To the beginner musician, there is nothing inherently rewarding about performing repetitive exercises to learn a technique that produce sounds unlike any music that has ever been heard before. Thus, motivation is not a natural by-product of the task (in this case, performing repetitive exercises) itself.  It must be arranged.  Praise for good performance and correction for poor performance become critical.  However, instruction must also allow the student to self-assess when feedback from others is not available.  And this must be done in a manner that can sustain performance without outside intervention.

The learning arrangement I experienced as a musician required showing up (prepared) to one 50-minute lesson per week.  Failure to do so would result in being dropped from the instructor’s roster – the consequence for failing to achieve minimum expected performance.  During lessons, good performance was immediately praised and poor performance corrected.   At home, I was encouraged to use book practice only as a “warm-up” and to learn primarily from songs that I was listening to for fun on the radio. Thus, practicing was naturally rewarded by hearing my personal performances start to resemble the very songs that had inspired me to learn the instrument (a naturally positive consequence of good performance).  Finally, developing a repertoire of songs in this manner ultimately led to the opportunity to join forces with a band of other musicians who had learned the same songs.  Live performance with this band was the vision set up by the instructor at the onset of instruction.
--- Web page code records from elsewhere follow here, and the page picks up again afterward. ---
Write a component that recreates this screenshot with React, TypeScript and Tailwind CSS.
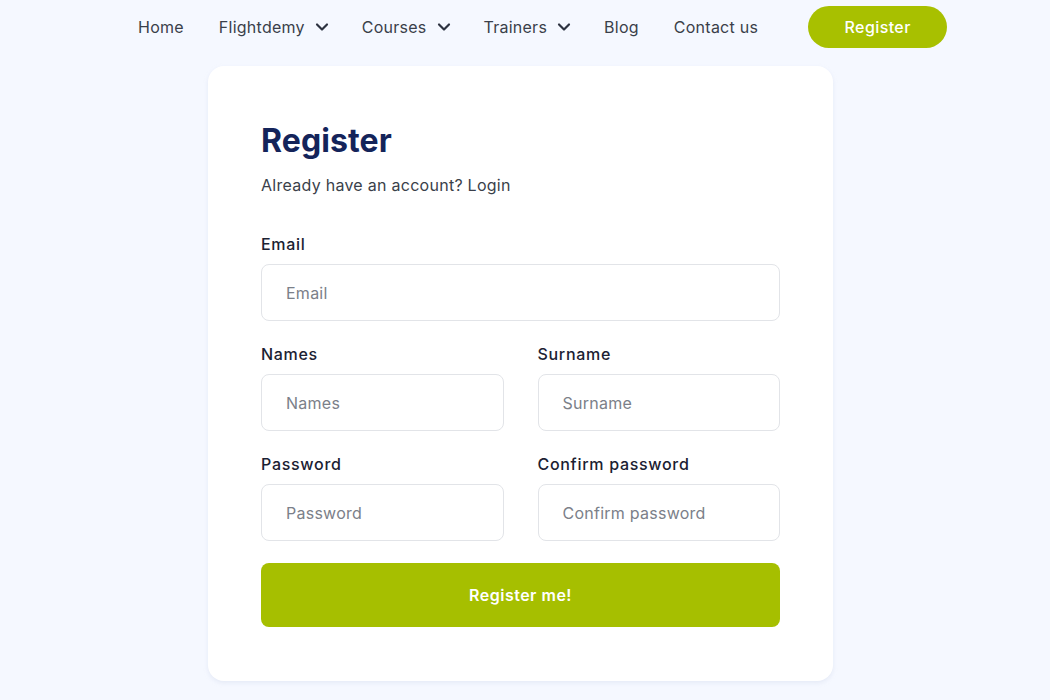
import { ChevronDown } from "lucide-react";

const navItems = [
  { label: "Home", menu: false },
  { label: "Flightdemy", menu: true },
  { label: "Courses", menu: true },
  { label: "Trainers", menu: true },
  { label: "Blog", menu: false },
  { label: "Contact us", menu: false },
];

function Field({ label, placeholder }: { label: string; placeholder: string }) {
  return (
    <div className="flex flex-col gap-2">
      <label className="text-[16px] leading-6 font-medium tracking-[0.7px] text-[#1b2132]">
        {label}
      </label>
      <input
        placeholder={placeholder}
        className="h-[57px] w-full rounded-lg border border-[#e2e4e8] bg-white px-6 text-[16px] tracking-[0.25px] text-[#1b2132] placeholder:text-[#7b8089] outline-none"
      />
    </div>
  );
}

export default function App() {
  return (
    <div
      className="min-h-[700px] bg-[#f5f8ff] text-[#3a3f4a]"
      style={{ fontFamily: "Inter, 'Noto Sans', sans-serif" }}
    >
      <nav className="flex h-[54px] items-center pl-[138px]">
        <ul className="flex items-center gap-[35px] text-[16px] tracking-[0.25px] text-[#3a3f4a]">
          {navItems.map((item) => (
            <li key={item.label} className="flex items-center gap-[7px]">
              <span>{item.label}</span>
              {item.menu && (
                <ChevronDown size={20} strokeWidth={2.6} className="-mr-[5px] text-[#2d3240]" />
              )}
            </li>
          ))}
        </ul>
        <button className="ml-[50px] h-[42px] w-[139px] rounded-full bg-[#a8c000] text-[16px] font-medium tracking-[0.4px] text-white">
          Register
        </button>
      </nav>

      <div className="flex justify-start pl-[208px] pt-[12px] pb-[18px]">
        <div className="w-[625px] rounded-2xl bg-white px-[53px] pt-[55px] pb-[54px] shadow-[0_2px_4px_rgba(200,210,230,0.35)]">
          <h1 className="text-[32px] leading-10 font-bold tracking-[0.1px] text-[#14245a]">Register</h1>
          <p className="mt-[12px] text-[16px] leading-6 tracking-[0.27px] text-[#3a3f4a]">
            Already have an account? Login
          </p>

          <div className="mt-[35px] flex flex-col gap-[21px]">
            <Field label="Email" placeholder="Email" />
            <div className="grid grid-cols-2 gap-x-[34px] gap-y-[21px]">
              <Field label="Names" placeholder="Names" />
              <Field label="Surname" placeholder="Surname" />
              <Field label="Password" placeholder="Password" />
              <Field label="Confirm password" placeholder="Confirm password" />
            </div>
            <button className="mt-[1px] h-[64px] w-full rounded-lg bg-[#a6bf00] text-[16px] font-semibold tracking-[0.5px] text-white">
              Register me!
            </button>
          </div>
        </div>
      </div>
    </div>
  );
}
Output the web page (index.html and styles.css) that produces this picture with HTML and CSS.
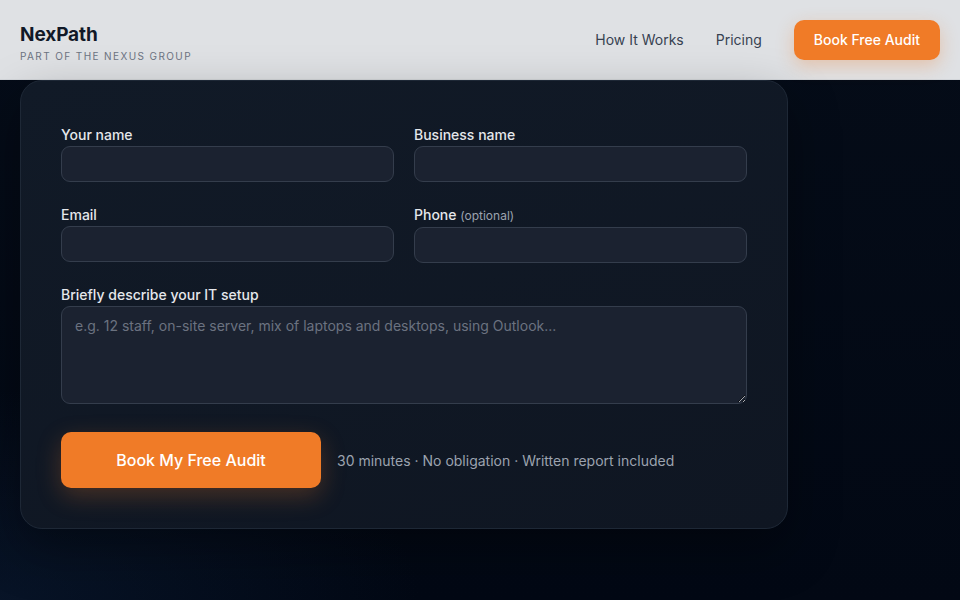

With an evidence-based analysis, we need not explain motivation as something inherent (or not) to the individual.  We need only to know that, like Darwin’s theory of evolution, behavior is naturally selected by its consequences.  Specifically, behaviors that produce desired outcomes will be repeated and maintained.  Behaviors that do not produce desired outcomes will not be repeated and will be ultimately replaced by other behaviors that do.  We can apply the same type of analysis to business.

To create an environment that motivates, you must:

  • Create a vision that is relevant to those whose behavior you are trying to motivate
  • Know and monitor which behaviors are necessary to move closer to that vision
  • Provide immediate positive feedback for good performance and immediate correction for poor performance
  • Create an environment where the performer can self-assess and receive feedback on their own (simply as a routine consequence of performing)

The key to motivating others is to be open to their perception of reality and, ultimately, to ensure that the behavior you want from them produces a greater immediate benefit to them than behaviors that could otherwise be performed.  Evidence-based practices not only make this possible, they make it likely.  If the behaviors you motivate are consistent with your vision, then your use of these practices will be reinforced and the successes of others will coincide with your own success.